--- START OF Data provided ---

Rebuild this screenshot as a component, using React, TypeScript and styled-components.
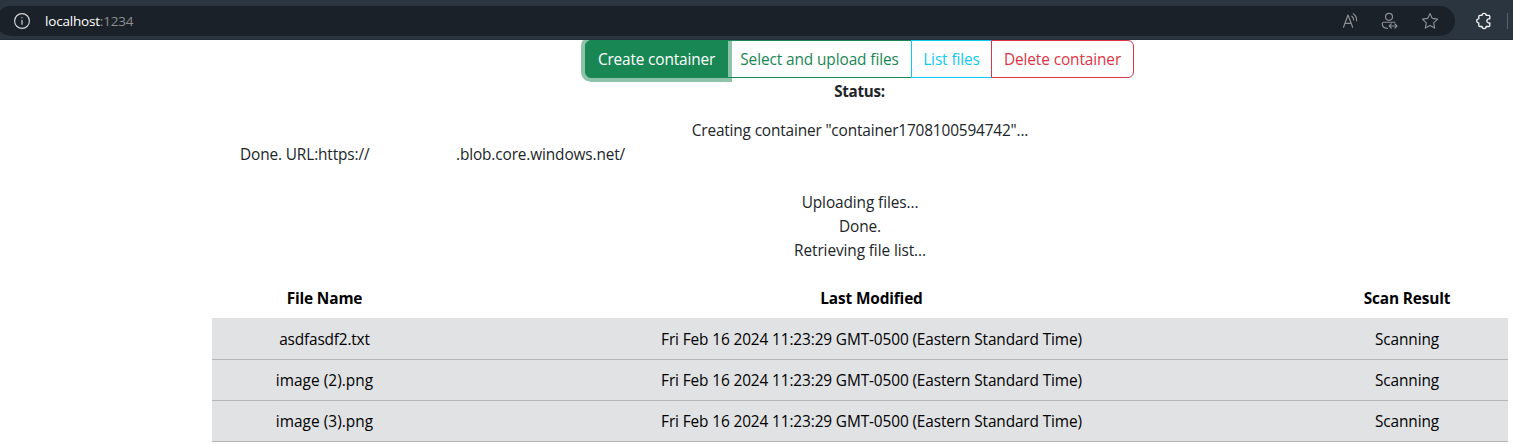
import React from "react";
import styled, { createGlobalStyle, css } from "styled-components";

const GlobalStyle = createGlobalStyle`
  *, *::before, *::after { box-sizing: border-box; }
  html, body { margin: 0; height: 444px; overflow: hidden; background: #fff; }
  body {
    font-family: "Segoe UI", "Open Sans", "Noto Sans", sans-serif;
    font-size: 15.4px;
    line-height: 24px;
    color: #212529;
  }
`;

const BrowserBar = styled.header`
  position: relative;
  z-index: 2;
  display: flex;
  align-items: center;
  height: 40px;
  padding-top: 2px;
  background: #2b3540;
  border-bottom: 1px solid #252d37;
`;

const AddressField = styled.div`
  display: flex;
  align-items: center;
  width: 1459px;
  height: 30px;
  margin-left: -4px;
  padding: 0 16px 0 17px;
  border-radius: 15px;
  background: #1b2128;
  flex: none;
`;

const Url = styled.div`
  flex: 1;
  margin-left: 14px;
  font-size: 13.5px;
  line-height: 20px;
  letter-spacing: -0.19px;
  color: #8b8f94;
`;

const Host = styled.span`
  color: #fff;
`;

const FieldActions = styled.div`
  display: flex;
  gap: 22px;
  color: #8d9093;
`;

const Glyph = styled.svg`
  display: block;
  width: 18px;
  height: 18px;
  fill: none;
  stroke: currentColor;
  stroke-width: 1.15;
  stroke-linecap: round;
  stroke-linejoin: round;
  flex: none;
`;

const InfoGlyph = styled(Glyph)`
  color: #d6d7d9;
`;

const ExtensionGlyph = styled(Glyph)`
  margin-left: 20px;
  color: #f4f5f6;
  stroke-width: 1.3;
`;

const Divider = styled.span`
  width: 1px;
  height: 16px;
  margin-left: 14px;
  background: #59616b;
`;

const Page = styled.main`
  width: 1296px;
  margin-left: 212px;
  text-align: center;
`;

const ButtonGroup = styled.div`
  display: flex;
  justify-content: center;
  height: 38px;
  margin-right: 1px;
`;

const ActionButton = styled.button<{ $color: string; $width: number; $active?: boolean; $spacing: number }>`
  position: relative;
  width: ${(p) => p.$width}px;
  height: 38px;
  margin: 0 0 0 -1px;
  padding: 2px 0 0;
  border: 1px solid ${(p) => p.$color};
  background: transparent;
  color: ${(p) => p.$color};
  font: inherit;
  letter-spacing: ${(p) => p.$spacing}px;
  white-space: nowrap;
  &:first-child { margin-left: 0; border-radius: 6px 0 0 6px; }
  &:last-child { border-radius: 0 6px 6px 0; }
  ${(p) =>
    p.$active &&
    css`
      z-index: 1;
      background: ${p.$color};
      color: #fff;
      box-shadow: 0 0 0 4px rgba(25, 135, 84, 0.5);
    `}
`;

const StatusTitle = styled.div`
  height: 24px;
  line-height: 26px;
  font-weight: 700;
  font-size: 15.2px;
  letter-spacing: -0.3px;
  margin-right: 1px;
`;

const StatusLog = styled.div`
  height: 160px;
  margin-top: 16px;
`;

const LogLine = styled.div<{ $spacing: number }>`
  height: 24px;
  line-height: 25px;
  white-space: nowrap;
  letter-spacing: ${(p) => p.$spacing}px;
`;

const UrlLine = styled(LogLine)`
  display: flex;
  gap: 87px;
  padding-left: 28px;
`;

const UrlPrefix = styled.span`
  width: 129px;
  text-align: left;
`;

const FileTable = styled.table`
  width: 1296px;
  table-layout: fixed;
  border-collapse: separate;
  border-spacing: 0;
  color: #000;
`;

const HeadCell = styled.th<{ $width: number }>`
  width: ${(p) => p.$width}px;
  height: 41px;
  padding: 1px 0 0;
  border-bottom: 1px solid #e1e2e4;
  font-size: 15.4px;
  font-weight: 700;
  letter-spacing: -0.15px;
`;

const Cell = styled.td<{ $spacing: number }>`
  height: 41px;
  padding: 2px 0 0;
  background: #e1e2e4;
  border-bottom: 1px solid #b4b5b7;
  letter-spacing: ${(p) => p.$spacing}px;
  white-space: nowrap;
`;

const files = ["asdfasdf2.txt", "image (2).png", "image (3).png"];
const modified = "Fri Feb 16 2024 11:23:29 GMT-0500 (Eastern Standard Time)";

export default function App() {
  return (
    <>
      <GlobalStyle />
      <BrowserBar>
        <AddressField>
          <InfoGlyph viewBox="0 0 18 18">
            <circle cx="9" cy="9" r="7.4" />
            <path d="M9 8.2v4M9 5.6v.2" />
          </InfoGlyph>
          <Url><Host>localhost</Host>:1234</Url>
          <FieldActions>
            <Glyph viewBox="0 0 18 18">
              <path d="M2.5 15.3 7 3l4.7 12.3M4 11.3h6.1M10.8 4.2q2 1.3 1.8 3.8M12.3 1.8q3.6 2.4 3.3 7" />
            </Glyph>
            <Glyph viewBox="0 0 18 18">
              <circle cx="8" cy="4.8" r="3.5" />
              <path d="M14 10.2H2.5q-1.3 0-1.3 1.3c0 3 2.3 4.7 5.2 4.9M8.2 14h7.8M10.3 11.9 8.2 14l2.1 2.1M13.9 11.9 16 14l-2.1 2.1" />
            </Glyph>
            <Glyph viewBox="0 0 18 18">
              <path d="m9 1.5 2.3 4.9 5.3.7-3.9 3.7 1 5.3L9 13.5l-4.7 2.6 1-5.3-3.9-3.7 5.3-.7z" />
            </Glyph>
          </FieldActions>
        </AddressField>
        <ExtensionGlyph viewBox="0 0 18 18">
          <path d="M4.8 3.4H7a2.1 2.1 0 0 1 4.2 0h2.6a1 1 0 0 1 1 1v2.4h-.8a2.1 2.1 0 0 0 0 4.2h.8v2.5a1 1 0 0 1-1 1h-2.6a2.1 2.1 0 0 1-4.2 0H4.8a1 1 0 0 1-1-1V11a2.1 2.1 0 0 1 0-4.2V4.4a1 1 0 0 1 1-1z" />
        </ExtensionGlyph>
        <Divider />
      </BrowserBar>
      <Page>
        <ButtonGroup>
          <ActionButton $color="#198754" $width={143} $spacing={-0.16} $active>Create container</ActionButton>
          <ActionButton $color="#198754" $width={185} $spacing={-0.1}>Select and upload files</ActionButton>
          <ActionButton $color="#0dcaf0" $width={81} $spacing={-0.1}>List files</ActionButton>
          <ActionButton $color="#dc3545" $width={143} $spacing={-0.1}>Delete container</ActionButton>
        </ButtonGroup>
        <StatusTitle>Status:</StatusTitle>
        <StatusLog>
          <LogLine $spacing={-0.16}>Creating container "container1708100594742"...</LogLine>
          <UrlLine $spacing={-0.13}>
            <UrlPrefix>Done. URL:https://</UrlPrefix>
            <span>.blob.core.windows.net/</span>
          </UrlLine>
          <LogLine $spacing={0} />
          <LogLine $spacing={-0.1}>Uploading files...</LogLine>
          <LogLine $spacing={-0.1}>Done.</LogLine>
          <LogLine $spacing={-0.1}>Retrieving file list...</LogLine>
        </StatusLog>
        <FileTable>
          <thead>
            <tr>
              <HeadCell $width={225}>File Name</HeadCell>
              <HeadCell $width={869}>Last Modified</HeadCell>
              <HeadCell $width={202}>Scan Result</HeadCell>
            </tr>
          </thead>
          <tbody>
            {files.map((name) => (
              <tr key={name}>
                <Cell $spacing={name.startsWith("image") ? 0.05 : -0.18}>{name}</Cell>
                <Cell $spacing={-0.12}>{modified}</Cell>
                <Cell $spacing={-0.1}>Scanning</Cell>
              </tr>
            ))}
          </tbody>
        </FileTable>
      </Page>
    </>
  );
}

--- END OF Data provided ---

Return the listing above unchanged, apart from dropping its pictures.

Task answer
Rebuild this screenshot as a component, using React, TypeScript and styled-components.
import React from "react";
import styled, { createGlobalStyle, css } from "styled-components";

const GlobalStyle = createGlobalStyle`
  *, *::before, *::after { box-sizing: border-box; }
  html, body { margin: 0; height: 444px; overflow: hidden; background: #fff; }
  body {
    font-family: "Segoe UI", "Open Sans", "Noto Sans", sans-serif;
    font-size: 15.4px;
    line-height: 24px;
    color: #212529;
  }
`;

const BrowserBar = styled.header`
  position: relative;
  z-index: 2;
  display: flex;
  align-items: center;
  height: 40px;
  padding-top: 2px;
  background: #2b3540;
  border-bottom: 1px solid #252d37;
`;

const AddressField = styled.div`
  display: flex;
  align-items: center;
  width: 1459px;
  height: 30px;
  margin-left: -4px;
  padding: 0 16px 0 17px;
  border-radius: 15px;
  background: #1b2128;
  flex: none;
`;

const Url = styled.div`
  flex: 1;
  margin-left: 14px;
  font-size: 13.5px;
  line-height: 20px;
  letter-spacing: -0.19px;
  color: #8b8f94;
`;

const Host = styled.span`
  color: #fff;
`;

const FieldActions = styled.div`
  display: flex;
  gap: 22px;
  color: #8d9093;
`;

const Glyph = styled.svg`
  display: block;
  width: 18px;
  height: 18px;
  fill: none;
  stroke: currentColor;
  stroke-width: 1.15;
  stroke-linecap: round;
  stroke-linejoin: round;
  flex: none;
`;

const InfoGlyph = styled(Glyph)`
  color: #d6d7d9;
`;

const ExtensionGlyph = styled(Glyph)`
  margin-left: 20px;
  color: #f4f5f6;
  stroke-width: 1.3;
`;

const Divider = styled.span`
  width: 1px;
  height: 16px;
  margin-left: 14px;
  background: #59616b;
`;

const Page = styled.main`
  width: 1296px;
  margin-left: 212px;
  text-align: center;
`;

const ButtonGroup = styled.div`
  display: flex;
  justify-content: center;
  height: 38px;
  margin-right: 1px;
`;

const ActionButton = styled.button<{ $color: string; $width: number; $active?: boolean; $spacing: number }>`
  position: relative;
  width: ${(p) => p.$width}px;
  height: 38px;
  margin: 0 0 0 -1px;
  padding: 2px 0 0;
  border: 1px solid ${(p) => p.$color};
  background: transparent;
  color: ${(p) => p.$color};
  font: inherit;
  letter-spacing: ${(p) => p.$spacing}px;
  white-space: nowrap;
  &:first-child { margin-left: 0; border-radius: 6px 0 0 6px; }
  &:last-child { border-radius: 0 6px 6px 0; }
  ${(p) =>
    p.$active &&
    css`
      z-index: 1;
      background: ${p.$color};
      color: #fff;
      box-shadow: 0 0 0 4px rgba(25, 135, 84, 0.5);
    `}
`;

const StatusTitle = styled.div`
  height: 24px;
  line-height: 26px;
  font-weight: 700;
  font-size: 15.2px;
  letter-spacing: -0.3px;
  margin-right: 1px;
`;

const StatusLog = styled.div`
  height: 160px;
  margin-top: 16px;
`;

const LogLine = styled.div<{ $spacing: number }>`
  height: 24px;
  line-height: 25px;
  white-space: nowrap;
  letter-spacing: ${(p) => p.$spacing}px;
`;

const UrlLine = styled(LogLine)`
  display: flex;
  gap: 87px;
  padding-left: 28px;
`;

const UrlPrefix = styled.span`
  width: 129px;
  text-align: left;
`;

const FileTable = styled.table`
  width: 1296px;
  table-layout: fixed;
  border-collapse: separate;
  border-spacing: 0;
  color: #000;
`;

const HeadCell = styled.th<{ $width: number }>`
  width: ${(p) => p.$width}px;
  height: 41px;
  padding: 1px 0 0;
  border-bottom: 1px solid #e1e2e4;
  font-size: 15.4px;
  font-weight: 700;
  letter-spacing: -0.15px;
`;

const Cell = styled.td<{ $spacing: number }>`
  height: 41px;
  padding: 2px 0 0;
  background: #e1e2e4;
  border-bottom: 1px solid #b4b5b7;
  letter-spacing: ${(p) => p.$spacing}px;
  white-space: nowrap;
`;

const files = ["asdfasdf2.txt", "image (2).png", "image (3).png"];
const modified = "Fri Feb 16 2024 11:23:29 GMT-0500 (Eastern Standard Time)";

export default function App() {
  return (
    <>
      <GlobalStyle />
      <BrowserBar>
        <AddressField>
          <InfoGlyph viewBox="0 0 18 18">
            <circle cx="9" cy="9" r="7.4" />
            <path d="M9 8.2v4M9 5.6v.2" />
          </InfoGlyph>
          <Url><Host>localhost</Host>:1234</Url>
          <FieldActions>
            <Glyph viewBox="0 0 18 18">
              <path d="M2.5 15.3 7 3l4.7 12.3M4 11.3h6.1M10.8 4.2q2 1.3 1.8 3.8M12.3 1.8q3.6 2.4 3.3 7" />
            </Glyph>
            <Glyph viewBox="0 0 18 18">
              <circle cx="8" cy="4.8" r="3.5" />
              <path d="M14 10.2H2.5q-1.3 0-1.3 1.3c0 3 2.3 4.7 5.2 4.9M8.2 14h7.8M10.3 11.9 8.2 14l2.1 2.1M13.9 11.9 16 14l-2.1 2.1" />
            </Glyph>
            <Glyph viewBox="0 0 18 18">
              <path d="m9 1.5 2.3 4.9 5.3.7-3.9 3.7 1 5.3L9 13.5l-4.7 2.6 1-5.3-3.9-3.7 5.3-.7z" />
            </Glyph>
          </FieldActions>
        </AddressField>
        <ExtensionGlyph viewBox="0 0 18 18">
          <path d="M4.8 3.4H7a2.1 2.1 0 0 1 4.2 0h2.6a1 1 0 0 1 1 1v2.4h-.8a2.1 2.1 0 0 0 0 4.2h.8v2.5a1 1 0 0 1-1 1h-2.6a2.1 2.1 0 0 1-4.2 0H4.8a1 1 0 0 1-1-1V11a2.1 2.1 0 0 1 0-4.2V4.4a1 1 0 0 1 1-1z" />
        </ExtensionGlyph>
        <Divider />
      </BrowserBar>
      <Page>
        <ButtonGroup>
          <ActionButton $color="#198754" $width={143} $spacing={-0.16} $active>Create container</ActionButton>
          <ActionButton $color="#198754" $width={185} $spacing={-0.1}>Select and upload files</ActionButton>
          <ActionButton $color="#0dcaf0" $width={81} $spacing={-0.1}>List files</ActionButton>
          <ActionButton $color="#dc3545" $width={143} $spacing={-0.1}>Delete container</ActionButton>
        </ButtonGroup>
        <StatusTitle>Status:</StatusTitle>
        <StatusLog>
          <LogLine $spacing={-0.16}>Creating container "container1708100594742"...</LogLine>
          <UrlLine $spacing={-0.13}>
            <UrlPrefix>Done. URL:https://</UrlPrefix>
            <span>.blob.core.windows.net/</span>
          </UrlLine>
          <LogLine $spacing={0} />
          <LogLine $spacing={-0.1}>Uploading files...</LogLine>
          <LogLine $spacing={-0.1}>Done.</LogLine>
          <LogLine $spacing={-0.1}>Retrieving file list...</LogLine>
        </StatusLog>
        <FileTable>
          <thead>
            <tr>
              <HeadCell $width={225}>File Name</HeadCell>
              <HeadCell $width={869}>Last Modified</HeadCell>
              <HeadCell $width={202}>Scan Result</HeadCell>
            </tr>
          </thead>
          <tbody>
            {files.map((name) => (
              <tr key={name}>
                <Cell $spacing={name.startsWith("image") ? 0.05 : -0.18}>{name}</Cell>
                <Cell $spacing={-0.12}>{modified}</Cell>
                <Cell $spacing={-0.1}>Scanning</Cell>
              </tr>
            ))}
          </tbody>
        </FileTable>
      </Page>
    </>
  );
}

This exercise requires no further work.